Non si tratta semplicemente di offrire un messaggio, ma di instaurare
una relazione di comunione. Il discepolo si lega alla persona del
Maestro e si impegna a condividere il suo progetto di vita. “Sarò
con voi fino alla fine del tempo”: è questa la grande promessa,
che dà al discepolo la forza di svolgere la sua missione, andando in
ogni luogo del mondo e predicando il Vangelo.
In
effetti, Cristo non dice: “Predicate la morale della saggezza
greca”. Non dice, per esempio, di spiegare l’Etica di Aristotele,
non solo perché gli Apostoli erano poco istruiti, ma perché ogni
sapienza diventa poca cosa quando una persona si mette alla scuola di
Cristo, che guida con amore le sue pecorelle che docili lo seguono
verso i pascoli eterni della verità e della gioia. Quello che Cristo
esige dagli uomini per poterli fare entrare nel Regno di Dio non è
un certificato di studi, né un attestato di carriera ben fatta. Lui
chiede un atto molto più semplice e radicale: la conversione del
cuore e la rinascita nella fede e nel battesimo.
“Chi
crederà e sarà battezzato, sarà salvo: chi non crederà, sarà
condannato”. Prima di tutto “credere”, perché il credere è
l’atto fondamentale della vita cristiana. Con il credere, con
l’atto di fede, la persona umana scegli con piena libertà il Regno
di Dio che le è offerto dal magistero della Chiesa. Con l’atto di
fede quindi il cristiano accetta tutte le verità da credere: tutto
quanto Cristo ci ha insegnato su Dio e sull’uomo, sul peccato e
sulle cose ultime, che sono la morte, il giudizio e il Paradiso.
Credere
allora è vedere la propria vita unicamente nella luce di queste
verità accettando il giogo “soave e leggero” della legge
dell’amore verso Dio e verso il prossimo,
Infine,
credere è vivere con la mente e con il cuore, con il pensiero e con
l’azione nella realtà della vita divina.
In
ciò ci sono di esempio le vergini consacrate che con la loro vita
totalmente donata a Cristo “predicano” la verità amorosa e il
vero amore redentivo di Dio.
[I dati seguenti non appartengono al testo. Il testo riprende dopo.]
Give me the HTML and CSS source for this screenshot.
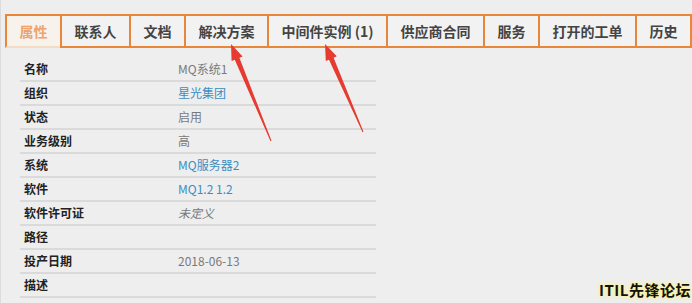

Queste donne testimoniano che la vita
cristiana è legata all’Ascensione, perché la nostra vita si
realizza andando verso il cielo e dipende dalla fedeltà alle
promesse fatte nel Battesimo e rinnovate nella consacrazione.
Pur
nella fragilità umana e certe che Dio è forte nei deboli, le
vergini consacrate accompagno il Gesù-Sposo nella sua ascensione,
gioiscono della sua glorificazione vivono anticipatamente la
dimensione del Paradiso e ci ricordano che la festa dell’Ascensione
del Signore è la festa liturgica del Paradiso, che si apre
all’umanità con l’ingresso solenne di Cristo in cielo, alla
destra del Padre. Nel suo addio, Gesù lasciò agli apostoli (e a
noi) la sua verità e la sua potenza, perché la sua ascensione non
fu una partenza ma una intensificazione della sua presenza fino ai
limiti estremi dello spazio e dl tempo: “Ecco,
io sono con voi tutti i giorni, fino alla fine del mondo”
(Mt 28, 20).
Lettura
patristica
Sant’Agostino
d’Ippona
Discorso sull'Ascensione del Signore, ed. A. Mai, 98, 1-2; PLS 2, 494-495)
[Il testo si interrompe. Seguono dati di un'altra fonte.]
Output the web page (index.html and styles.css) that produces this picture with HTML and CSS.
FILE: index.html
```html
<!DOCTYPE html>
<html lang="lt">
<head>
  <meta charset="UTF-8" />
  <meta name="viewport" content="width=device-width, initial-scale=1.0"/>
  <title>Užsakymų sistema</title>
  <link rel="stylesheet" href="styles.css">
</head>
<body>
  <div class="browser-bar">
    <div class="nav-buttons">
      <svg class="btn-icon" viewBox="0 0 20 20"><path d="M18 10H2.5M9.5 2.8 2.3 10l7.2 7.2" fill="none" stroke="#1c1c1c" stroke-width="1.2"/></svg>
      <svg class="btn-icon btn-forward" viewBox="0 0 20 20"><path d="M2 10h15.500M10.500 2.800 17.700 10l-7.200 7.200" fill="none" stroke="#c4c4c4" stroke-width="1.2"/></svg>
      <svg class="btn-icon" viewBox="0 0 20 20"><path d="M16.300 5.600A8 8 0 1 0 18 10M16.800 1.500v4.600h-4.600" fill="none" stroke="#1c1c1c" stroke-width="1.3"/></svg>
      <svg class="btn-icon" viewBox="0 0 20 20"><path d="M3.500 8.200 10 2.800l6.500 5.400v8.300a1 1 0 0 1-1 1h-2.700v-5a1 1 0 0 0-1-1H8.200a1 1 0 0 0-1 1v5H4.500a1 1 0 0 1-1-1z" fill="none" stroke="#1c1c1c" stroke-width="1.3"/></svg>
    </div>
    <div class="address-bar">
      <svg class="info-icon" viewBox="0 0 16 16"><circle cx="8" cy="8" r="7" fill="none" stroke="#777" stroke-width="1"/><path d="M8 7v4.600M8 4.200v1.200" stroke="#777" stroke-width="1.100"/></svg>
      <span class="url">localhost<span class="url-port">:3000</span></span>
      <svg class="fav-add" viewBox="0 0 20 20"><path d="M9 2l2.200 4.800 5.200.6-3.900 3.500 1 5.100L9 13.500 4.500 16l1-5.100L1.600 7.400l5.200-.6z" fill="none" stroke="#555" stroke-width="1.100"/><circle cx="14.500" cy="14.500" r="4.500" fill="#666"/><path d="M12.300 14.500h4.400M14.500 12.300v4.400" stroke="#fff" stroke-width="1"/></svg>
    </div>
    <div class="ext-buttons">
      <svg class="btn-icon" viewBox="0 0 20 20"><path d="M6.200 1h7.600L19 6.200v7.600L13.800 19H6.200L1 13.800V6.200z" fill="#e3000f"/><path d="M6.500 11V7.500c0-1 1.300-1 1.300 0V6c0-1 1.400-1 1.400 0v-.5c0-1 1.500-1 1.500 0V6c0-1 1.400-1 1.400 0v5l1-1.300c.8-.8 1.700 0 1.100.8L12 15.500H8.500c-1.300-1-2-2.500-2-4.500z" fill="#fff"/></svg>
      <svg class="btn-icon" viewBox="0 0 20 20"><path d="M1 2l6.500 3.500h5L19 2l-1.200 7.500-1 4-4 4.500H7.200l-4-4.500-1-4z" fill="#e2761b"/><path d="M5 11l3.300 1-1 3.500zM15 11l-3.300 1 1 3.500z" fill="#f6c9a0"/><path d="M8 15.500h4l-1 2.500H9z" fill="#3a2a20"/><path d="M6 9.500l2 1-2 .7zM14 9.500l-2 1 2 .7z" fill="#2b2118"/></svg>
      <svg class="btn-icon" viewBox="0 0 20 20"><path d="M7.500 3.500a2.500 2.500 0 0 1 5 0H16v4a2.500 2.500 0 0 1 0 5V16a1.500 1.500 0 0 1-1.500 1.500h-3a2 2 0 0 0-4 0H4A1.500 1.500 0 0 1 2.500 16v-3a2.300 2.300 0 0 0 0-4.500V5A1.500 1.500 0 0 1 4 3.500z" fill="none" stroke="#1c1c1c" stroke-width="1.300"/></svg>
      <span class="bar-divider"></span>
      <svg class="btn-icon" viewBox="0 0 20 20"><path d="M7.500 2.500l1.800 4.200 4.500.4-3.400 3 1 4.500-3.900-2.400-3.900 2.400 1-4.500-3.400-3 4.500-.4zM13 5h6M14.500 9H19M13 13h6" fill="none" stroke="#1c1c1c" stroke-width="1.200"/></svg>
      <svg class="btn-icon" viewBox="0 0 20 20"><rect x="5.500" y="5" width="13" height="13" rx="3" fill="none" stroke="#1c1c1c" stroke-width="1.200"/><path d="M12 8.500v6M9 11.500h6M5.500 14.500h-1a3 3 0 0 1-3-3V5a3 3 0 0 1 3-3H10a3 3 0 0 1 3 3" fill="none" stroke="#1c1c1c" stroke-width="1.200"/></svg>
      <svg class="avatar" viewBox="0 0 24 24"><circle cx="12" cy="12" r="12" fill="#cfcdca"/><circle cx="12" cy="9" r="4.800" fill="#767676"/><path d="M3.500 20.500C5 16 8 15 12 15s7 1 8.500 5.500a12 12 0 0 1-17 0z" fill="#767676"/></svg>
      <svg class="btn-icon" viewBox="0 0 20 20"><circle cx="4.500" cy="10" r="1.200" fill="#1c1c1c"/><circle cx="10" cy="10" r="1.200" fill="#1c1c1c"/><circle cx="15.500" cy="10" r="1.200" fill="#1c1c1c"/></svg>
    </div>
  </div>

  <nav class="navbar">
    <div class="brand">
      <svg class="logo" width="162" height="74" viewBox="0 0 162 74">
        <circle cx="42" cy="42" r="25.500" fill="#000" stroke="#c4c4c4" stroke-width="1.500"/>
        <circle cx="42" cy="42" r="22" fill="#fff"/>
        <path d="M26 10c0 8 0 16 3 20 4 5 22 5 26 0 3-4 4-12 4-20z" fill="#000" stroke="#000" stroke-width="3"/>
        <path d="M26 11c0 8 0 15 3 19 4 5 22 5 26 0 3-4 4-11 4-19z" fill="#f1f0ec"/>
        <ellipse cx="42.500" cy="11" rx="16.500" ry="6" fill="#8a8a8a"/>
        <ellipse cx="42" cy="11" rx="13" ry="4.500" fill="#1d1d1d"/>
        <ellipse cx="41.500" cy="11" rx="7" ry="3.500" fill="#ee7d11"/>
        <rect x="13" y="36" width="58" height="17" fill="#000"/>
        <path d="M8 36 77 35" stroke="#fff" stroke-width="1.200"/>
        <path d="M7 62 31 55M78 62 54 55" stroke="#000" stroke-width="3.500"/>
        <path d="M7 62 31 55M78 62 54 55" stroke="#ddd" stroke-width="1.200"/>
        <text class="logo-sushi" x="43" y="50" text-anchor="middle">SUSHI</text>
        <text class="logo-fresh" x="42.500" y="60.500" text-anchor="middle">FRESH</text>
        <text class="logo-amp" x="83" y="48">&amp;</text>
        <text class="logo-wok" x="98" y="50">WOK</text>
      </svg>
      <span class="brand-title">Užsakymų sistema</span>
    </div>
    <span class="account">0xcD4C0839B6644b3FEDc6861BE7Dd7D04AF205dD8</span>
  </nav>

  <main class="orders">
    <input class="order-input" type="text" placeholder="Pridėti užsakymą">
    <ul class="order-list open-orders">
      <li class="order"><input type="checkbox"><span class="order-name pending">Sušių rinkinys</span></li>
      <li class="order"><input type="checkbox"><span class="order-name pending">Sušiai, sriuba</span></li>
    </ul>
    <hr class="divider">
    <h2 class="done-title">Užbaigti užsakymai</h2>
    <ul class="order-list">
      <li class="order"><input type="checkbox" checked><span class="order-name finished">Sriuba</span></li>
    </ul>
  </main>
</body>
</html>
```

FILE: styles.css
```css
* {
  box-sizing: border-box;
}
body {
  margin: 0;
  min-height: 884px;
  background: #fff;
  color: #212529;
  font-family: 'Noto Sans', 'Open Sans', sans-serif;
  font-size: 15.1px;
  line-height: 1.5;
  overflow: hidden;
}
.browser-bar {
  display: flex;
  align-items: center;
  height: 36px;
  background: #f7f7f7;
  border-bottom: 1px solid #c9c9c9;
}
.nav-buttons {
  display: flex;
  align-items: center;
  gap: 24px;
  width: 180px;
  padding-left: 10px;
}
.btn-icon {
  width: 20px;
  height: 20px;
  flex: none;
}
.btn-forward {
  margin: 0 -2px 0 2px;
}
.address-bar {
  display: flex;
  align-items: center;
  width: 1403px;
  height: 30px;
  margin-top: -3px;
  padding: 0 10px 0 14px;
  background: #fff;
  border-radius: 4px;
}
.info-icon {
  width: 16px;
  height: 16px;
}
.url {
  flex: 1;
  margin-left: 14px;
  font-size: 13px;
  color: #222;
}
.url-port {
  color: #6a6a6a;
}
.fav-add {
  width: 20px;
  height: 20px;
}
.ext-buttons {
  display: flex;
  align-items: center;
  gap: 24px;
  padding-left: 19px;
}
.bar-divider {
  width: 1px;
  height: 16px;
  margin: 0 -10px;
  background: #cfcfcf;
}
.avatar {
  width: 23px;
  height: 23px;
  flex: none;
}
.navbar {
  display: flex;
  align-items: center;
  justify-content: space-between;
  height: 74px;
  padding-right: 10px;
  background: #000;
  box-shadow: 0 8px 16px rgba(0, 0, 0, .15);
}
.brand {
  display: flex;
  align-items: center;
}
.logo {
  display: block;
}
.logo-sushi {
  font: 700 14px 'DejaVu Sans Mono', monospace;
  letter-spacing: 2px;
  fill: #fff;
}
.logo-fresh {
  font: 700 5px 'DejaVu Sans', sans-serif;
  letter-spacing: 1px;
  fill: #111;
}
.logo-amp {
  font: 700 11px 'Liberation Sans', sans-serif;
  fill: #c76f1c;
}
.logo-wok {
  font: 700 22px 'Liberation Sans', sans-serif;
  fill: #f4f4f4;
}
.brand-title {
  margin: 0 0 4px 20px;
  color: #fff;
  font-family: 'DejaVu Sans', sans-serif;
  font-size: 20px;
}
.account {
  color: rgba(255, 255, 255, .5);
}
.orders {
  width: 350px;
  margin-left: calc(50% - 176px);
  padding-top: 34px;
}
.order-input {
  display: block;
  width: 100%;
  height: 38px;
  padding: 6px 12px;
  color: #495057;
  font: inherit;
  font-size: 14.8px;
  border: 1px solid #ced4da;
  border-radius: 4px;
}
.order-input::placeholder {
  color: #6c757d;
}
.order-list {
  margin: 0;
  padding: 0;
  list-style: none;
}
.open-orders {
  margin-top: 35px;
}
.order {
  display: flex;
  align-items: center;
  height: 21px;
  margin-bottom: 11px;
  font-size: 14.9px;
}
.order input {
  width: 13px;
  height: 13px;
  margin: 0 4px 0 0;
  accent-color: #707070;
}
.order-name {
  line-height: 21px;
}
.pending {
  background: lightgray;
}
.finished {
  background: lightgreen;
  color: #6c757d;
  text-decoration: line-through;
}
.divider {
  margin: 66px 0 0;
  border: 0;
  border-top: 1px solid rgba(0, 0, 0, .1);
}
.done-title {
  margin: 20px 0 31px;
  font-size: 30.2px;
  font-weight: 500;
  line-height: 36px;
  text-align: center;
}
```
Discorso sull'Ascensione del Signore, ed. A. Mai, 98, 1-2; PLS 2, 494-495)
Nessuno è mai salito al cielo, fuorché il Figlio dell'uomo che è disceso dal cielo.Oggi nostro Signore Gesù Cristo è asceso al cielo. Con lui salga pure il nostro cuore.
Ascoltiamo l'apostolo Paolo che proclama: «Se siete risorti con Cristo, cercate le cose di lassù, dove si trova Cristo assiso alla destra di Dio. Pensate alle cose di lassù, non a quelle della terra» (Col 3, 1-2). Come egli è asceso e non si è allontanato da noi, così anche noi già siamo lassù con lui, benché nel nostro corpo non si sia ancora avverato ciò che ci è promesso.
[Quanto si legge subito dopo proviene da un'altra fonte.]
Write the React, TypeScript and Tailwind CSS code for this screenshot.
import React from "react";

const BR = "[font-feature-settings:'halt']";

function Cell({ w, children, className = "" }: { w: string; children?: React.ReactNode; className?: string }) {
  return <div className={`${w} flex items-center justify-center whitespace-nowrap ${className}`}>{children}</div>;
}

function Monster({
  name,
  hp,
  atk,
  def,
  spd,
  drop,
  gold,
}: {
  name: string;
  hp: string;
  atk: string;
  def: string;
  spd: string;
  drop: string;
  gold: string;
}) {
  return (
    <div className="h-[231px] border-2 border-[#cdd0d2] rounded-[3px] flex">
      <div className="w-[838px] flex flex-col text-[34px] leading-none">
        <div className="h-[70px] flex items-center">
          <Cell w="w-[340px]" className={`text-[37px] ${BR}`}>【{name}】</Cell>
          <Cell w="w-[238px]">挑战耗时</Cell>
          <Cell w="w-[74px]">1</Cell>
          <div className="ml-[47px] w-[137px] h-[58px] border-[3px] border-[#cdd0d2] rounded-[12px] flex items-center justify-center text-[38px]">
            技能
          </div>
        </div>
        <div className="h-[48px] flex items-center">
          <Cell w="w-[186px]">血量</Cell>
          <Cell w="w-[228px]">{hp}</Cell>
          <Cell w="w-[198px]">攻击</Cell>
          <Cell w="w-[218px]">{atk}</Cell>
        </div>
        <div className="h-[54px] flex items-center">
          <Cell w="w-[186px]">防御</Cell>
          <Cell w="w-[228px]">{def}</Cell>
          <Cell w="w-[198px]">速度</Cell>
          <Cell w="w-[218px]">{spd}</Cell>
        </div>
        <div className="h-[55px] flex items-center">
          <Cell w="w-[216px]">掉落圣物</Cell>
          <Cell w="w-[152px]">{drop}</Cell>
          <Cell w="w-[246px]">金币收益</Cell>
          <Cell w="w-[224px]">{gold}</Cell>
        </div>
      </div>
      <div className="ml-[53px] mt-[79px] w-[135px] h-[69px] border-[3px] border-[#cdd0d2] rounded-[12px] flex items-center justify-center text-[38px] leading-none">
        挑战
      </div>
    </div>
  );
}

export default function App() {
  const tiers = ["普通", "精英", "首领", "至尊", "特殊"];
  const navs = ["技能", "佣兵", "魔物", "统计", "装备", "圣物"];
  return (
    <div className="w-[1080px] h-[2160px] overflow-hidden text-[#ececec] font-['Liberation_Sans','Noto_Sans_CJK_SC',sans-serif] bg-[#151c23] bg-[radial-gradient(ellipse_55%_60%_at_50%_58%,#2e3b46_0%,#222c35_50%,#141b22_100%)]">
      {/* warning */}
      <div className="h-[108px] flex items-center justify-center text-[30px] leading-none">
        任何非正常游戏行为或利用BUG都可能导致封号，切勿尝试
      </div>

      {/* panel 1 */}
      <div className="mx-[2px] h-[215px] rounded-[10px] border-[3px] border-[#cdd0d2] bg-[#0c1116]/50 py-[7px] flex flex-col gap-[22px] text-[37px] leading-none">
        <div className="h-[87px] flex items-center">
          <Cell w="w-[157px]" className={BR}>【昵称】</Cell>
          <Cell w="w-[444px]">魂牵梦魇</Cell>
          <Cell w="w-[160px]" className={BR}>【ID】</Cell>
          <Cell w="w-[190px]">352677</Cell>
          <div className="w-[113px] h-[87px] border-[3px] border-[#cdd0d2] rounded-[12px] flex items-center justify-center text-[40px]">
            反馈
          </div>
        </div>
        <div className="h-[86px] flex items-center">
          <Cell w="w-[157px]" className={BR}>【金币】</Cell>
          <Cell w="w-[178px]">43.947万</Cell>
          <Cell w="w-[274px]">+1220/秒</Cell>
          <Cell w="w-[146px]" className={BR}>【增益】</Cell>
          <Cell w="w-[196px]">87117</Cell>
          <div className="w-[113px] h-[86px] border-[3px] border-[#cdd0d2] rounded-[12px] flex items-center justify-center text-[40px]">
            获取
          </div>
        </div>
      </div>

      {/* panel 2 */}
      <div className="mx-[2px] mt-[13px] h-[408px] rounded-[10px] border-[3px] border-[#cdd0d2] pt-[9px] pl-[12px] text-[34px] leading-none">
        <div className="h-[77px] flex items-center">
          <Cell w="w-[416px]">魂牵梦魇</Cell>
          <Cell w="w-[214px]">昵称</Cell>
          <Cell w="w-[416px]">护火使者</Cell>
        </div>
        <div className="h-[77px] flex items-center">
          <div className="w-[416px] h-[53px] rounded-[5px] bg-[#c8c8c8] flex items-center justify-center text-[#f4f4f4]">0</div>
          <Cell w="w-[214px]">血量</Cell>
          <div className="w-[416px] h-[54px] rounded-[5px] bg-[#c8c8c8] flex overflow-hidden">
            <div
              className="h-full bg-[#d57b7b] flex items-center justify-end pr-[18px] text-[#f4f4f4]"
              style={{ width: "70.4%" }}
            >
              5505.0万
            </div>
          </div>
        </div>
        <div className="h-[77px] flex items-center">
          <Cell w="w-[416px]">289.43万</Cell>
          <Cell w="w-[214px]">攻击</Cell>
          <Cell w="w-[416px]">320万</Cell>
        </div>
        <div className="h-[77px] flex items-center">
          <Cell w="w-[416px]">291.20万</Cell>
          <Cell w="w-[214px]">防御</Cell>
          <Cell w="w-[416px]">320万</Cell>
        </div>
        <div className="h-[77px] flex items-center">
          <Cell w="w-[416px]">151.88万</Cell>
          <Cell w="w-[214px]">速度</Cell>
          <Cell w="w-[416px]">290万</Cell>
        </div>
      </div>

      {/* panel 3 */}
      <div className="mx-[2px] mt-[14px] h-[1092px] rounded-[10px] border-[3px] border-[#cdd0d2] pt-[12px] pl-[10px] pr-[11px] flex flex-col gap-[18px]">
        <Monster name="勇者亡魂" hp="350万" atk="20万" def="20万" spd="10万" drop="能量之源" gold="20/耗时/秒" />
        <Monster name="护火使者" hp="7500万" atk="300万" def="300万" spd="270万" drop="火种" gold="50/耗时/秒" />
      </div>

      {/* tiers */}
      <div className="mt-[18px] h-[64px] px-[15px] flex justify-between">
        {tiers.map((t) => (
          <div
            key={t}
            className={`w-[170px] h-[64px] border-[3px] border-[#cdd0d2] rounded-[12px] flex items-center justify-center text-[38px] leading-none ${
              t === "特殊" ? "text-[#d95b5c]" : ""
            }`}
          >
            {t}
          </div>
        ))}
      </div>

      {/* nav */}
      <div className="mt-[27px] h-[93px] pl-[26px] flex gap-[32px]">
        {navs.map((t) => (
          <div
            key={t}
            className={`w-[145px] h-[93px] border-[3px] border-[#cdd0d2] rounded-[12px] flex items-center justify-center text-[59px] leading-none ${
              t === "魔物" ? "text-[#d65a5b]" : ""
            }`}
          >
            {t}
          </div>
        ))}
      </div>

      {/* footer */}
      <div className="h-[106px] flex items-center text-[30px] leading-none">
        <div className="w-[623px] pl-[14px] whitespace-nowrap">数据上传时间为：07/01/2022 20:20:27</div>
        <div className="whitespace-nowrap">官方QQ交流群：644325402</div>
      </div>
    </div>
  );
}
Cristo è ormai esaltato al di sopra dei cieli, ma soffre qui in terra tutte le tribolazioni che noi sopportiamo come sue membra. Di questo diede assicurazione facendo sentire quel grido: «Saulo, Saulo, perché mi perseguiti?» (At 9, 4). E così pure: «Io ho avuto fame e mi avete dato da mangiare»(Mt 25, 35).
Perché
allora anche noi non fatichiamo su questa terra, in maniera da
riposare già con Cristo in cielo, noi che siamo uniti al nostro
Salvatore attraverso la fede, la speranza e la carità? Cristo,
infatti, pur trovandosi lassù, resta ancora con noi. E noi,
similmente, pur dimorando quaggiù, siamo già con lui. E Cristo può
assumere questo comportamento in forza della sua divinità e
onnipotenza. A noi, invece, è possibile, non perché siamo esseri
divini, ma per l'amore che nutriamo per lui. Egli non abbandonò il
cielo, discendendo fino a noi; e nemmeno si è allontanato da noi,
quando di nuovo è salito al cielo. Infatti egli stesso dà
testimonianza di trovarsi lassù mentre era qui in terra: Nessuno è
mai salito al cielo fuorché colui che è disceso dal cielo, il
Figlio dell'uomo, che è in cielo (cfr. Gv 3, 13).
Questa
affermazione fu pronunciata per sottolineare l'unità tra lui nostro
capo e noi suo corpo. Quindi nessuno può compiere un simile atto se
non Cristo, perché anche noi siamo lui, per il fatto che egli è il
Figlio dell'uomo per noi, e noi siamo figli di Dio per lui.
Così
si esprime l'Apostolo parlando di questa realtà: «Come infatti il
corpo, pur essendo uno, ha molte membra e tutte le membra, pur
essendo molte, sono un corpo solo, così anche Cristo» (1 Cor
12,12). L'Apostolo non dice: «Così Cristo», ma sottolinea: «Così
anche Cristo». Cristo dunque ha molte membra, ma un solo corpo.
Perciò
egli è disceso dal cielo per la sua misericordia e non è salito se
non lui, mentre noi unicamente per grazia siamo saliti in lui. E così
non discese se non Cristo e non è salito se non Cristo. Questo non
perché la dignità del capo sia confusa nel corpo, ma perché
l'unità del corpo non sia separata dal capo.